While Barbara was certainly beautiful and carried herself with poise, she could hoe a row of okra, kill a snake in the creek, and knew how to catch a fish that weighed twice what she did. She knew how to laugh and loved to dance. She had vices: she could hold a grudge with both hands and never let go; she couldn’t give up cigarettes. If you crossed her, she might jerk a knot in your tail, but she was a softie inside, taking in ugly stray cats and watching the birds from her window. After my mother passed away, I know Barbara keenly felt the sting of that sister-loss. We should have spoken more, should have visited more often, but hearing my mother’s voice come out of her mouth–that familiar cadence and the way she rounded out her O’s with the trace of an accent–would completely unravel me every time we spoke. The ghostly echo was uncanny.

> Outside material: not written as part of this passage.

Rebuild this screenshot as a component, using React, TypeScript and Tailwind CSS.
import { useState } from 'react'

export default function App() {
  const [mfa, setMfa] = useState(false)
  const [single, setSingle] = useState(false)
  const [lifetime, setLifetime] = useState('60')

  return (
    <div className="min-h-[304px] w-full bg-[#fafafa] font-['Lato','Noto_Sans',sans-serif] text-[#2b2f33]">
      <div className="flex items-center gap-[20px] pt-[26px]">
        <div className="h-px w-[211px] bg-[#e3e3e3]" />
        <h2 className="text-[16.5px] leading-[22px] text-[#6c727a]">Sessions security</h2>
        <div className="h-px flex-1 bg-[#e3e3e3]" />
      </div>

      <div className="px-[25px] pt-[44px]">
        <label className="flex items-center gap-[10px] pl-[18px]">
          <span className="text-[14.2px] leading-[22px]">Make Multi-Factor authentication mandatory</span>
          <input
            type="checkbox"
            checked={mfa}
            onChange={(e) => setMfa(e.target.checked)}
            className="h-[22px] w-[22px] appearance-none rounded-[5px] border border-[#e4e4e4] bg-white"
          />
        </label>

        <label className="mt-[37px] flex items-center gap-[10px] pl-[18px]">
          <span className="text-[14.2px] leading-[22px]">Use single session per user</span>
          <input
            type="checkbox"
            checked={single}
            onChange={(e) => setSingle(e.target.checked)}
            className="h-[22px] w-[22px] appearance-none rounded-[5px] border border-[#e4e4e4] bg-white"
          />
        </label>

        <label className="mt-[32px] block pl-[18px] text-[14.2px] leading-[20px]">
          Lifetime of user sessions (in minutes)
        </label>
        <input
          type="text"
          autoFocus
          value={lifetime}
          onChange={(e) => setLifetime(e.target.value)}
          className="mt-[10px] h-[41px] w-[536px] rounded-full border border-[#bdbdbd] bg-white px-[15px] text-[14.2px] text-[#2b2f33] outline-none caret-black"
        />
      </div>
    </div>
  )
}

A woman named Jenny Joseph wrote a poem in the early 60’s that became the mantra for aging gracefully. The first bit goes like this:

When I am an old woman I shall wear purple
With a red hat which doesn’t go, and doesn’t suit me.
And I shall spend my pension on brandy and summer gloves
And satin sandals, and say we’ve no money for butter.
I shall sit down on the pavement when I’m tired
And gobble up samples in shops and press alarm bells
And run my stick along the public railings
And make up for the sobriety of my youth.
I shall go out in my slippers in the rain
And pick the flowers in other people’s gardens
And learn to spit.

This, fittingly, reminds me so much of Aunt Barbara. She and her Red Hat Ladies spent some fine times in their slippers learning how to spit. I’m sure she was right at the helm of that particular ship, sailing into the hurricane with her face to the wind, determined to hit the shore of 80. Happy birthday, Barbara Ann. Have a cupcake wherever you are. And make sure it’s got plenty of purple sprinkles.